Paylaş
Piyasalardaki genel kanı, rezerv yetersizliği nedeniyle, Merkez Bankası’nın döviz satarak kura müdahale edemeyeceği yönünde. Yani piyasalar döviz satarak Merkez Bankası’nın doğrudan kura müdahalesini beklemiyor.
Diğer araçlarla kura müdahale konusunda ise piyasadaki görüşler farklı. Her şeyden önce kurlardaki yükselişin ekonomik dayanakları olup olmadığı, ekonomik dayanağı yoksa müdahalenin de bir anlamı olmayacağı görüşünde olanlar var. Bu nedenle de, önce kurlardaki çıkışın nedeninin siyasi mi ekonomik mi olduğunu belirlemek gerekiyor.
Piyasa uzmanları ile konuştuğumda aslında iki nedenin de var olduğunu görüyorum. Enflasyonun bu kadar yükseldiği noktada ekonomik dayanağı bulunduğu yani faizlerin düşük kaldığı açık. Bankacıların bir bölümü enflasyonu indirmek için gereken faiz oranının yüzde 15-16 olduğunu, bunun da büyümede birkaç puan düşüş getireceği için, bu dönemde faizlerin enflasyonla mücadele için gereken yerde olmasının beklenemeyeceğini söylüyorlar. Yani siyasi tercih öne çıkıyor, teknik gerekçelere baskın geliyor. Piyasalar da bu durumu kanıksamış, bir anlamda bu siyasi tercihe razı olmuş gözüküyor.
Küresel koşullara baktığımızda ise Powell’in Fed başkanlığına önerilmesiyle rahatlayan piyasaların baktığı nokta, Trump’ın vergi düzenlemelerinin orijinal haliyle geçip geçmeyeceği konusu. Olduğu gibi geçmesine ihtimal verilmediği için de bizim gibi ülkelerden döviz çıkışı konusunda çok fazla panik yapılmıyor.
Peki, o zaman 3.89 TL’ye çıkan dolar kurunun tek sebebi enflasyon mu derseniz tek başına bunun olamayacağı da ortada. Risk unsuru olarak görülen şey ise son dönemde piyasalarda çıkan ABD’deki davaların seyri ve bankalara ceza gelip gelmeyeceği haberleri. Piyasa oyuncuları ABD Hazine Bakanı’nın bu konudaki son demecini olumlu algıladıklarını, yapılan yalanlamalar nedeniyle bu konuyu gündemde tutmadıklarını söylüyorlar. Peki, bu konu hiç olmasaydı kur ne olurdu diye sorduğumda bir bankacı, “Bizimkiler değil, yetkili bir ABD’li çıkıp da kesinlikle böyle bir şey yok derse dolar kuru 3.70-3.75 TL’lere geri döner” diyor. “Peki, aynı yetkili çıkıp ceza geliyor derse ne olur?” diye sorduğumda ise “O zaman kurları tutmak pek mümkün olmayabilir” yanıtını alıyorum.
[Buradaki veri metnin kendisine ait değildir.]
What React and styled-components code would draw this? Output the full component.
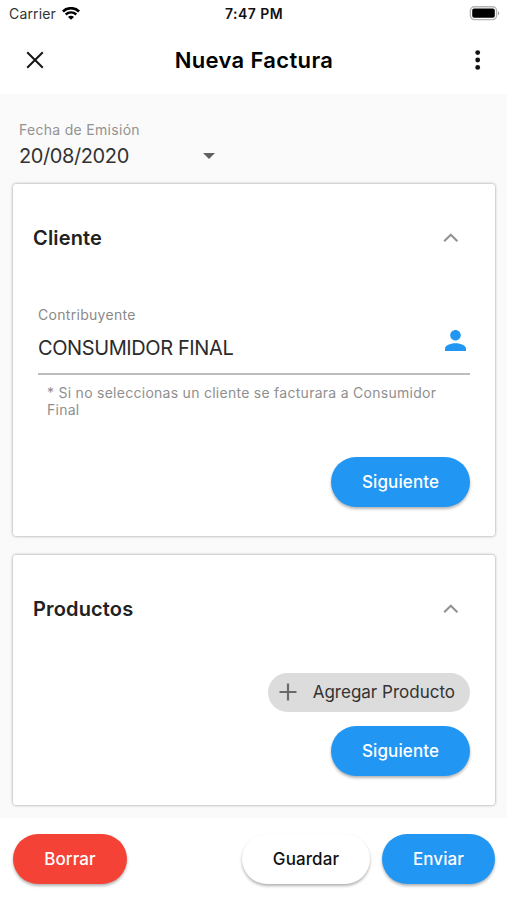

ABD’DEN OLUMLU HABER GELİR Mİ?
Yani aksini söyleseler de ABD’deki davaları, ceza söylentilerini fiyatlıyorlar. En azından bir kısmını fiyatlıyorlar, bu konunun şüphesi bile kurlara yetiyor.
Şimdi de Başbakan’ın ABD gezisinden bu konuda olumlu haber bekliyorlar.
Peki, o veya bu nedenle 3.90 TL’ye çıkacak bir dolar kuru için Merkez Bankası dolaylı müdahale edecekse, bunu nasıl yapar? Bankacılara bu konudaki tahminleri soruyorum. Yani; neredeyse zaten o sınıra yaklaşan ortalama fonlama faizini, tümüyle 12.25’dan fonlama yaparak sağlama yolunu seçer mi, karşılıklarda bir indirime gidebilir mi ya da swap işlemlerin hacim ve faizleriyle oynayabilir mi gibi, dolaylı kur müdahalelerine girişir mi, etkili olabilir mi diye soruyorum. Bir bankacının yanıtı “Yapabilir ama tüm bunlar çok geçici sonuçlar verecek yöntemler olur, örneğin yarım saat veya bir saat sonra kurlar yeniden artışa geçer” oluyor.
Özetle; kurlardaki mevcut seyir devam ederse, Merkez Bankası’nın radikal önlemler dışında, etkili olabilecek müdahale yöntemleri pek görünmüyor.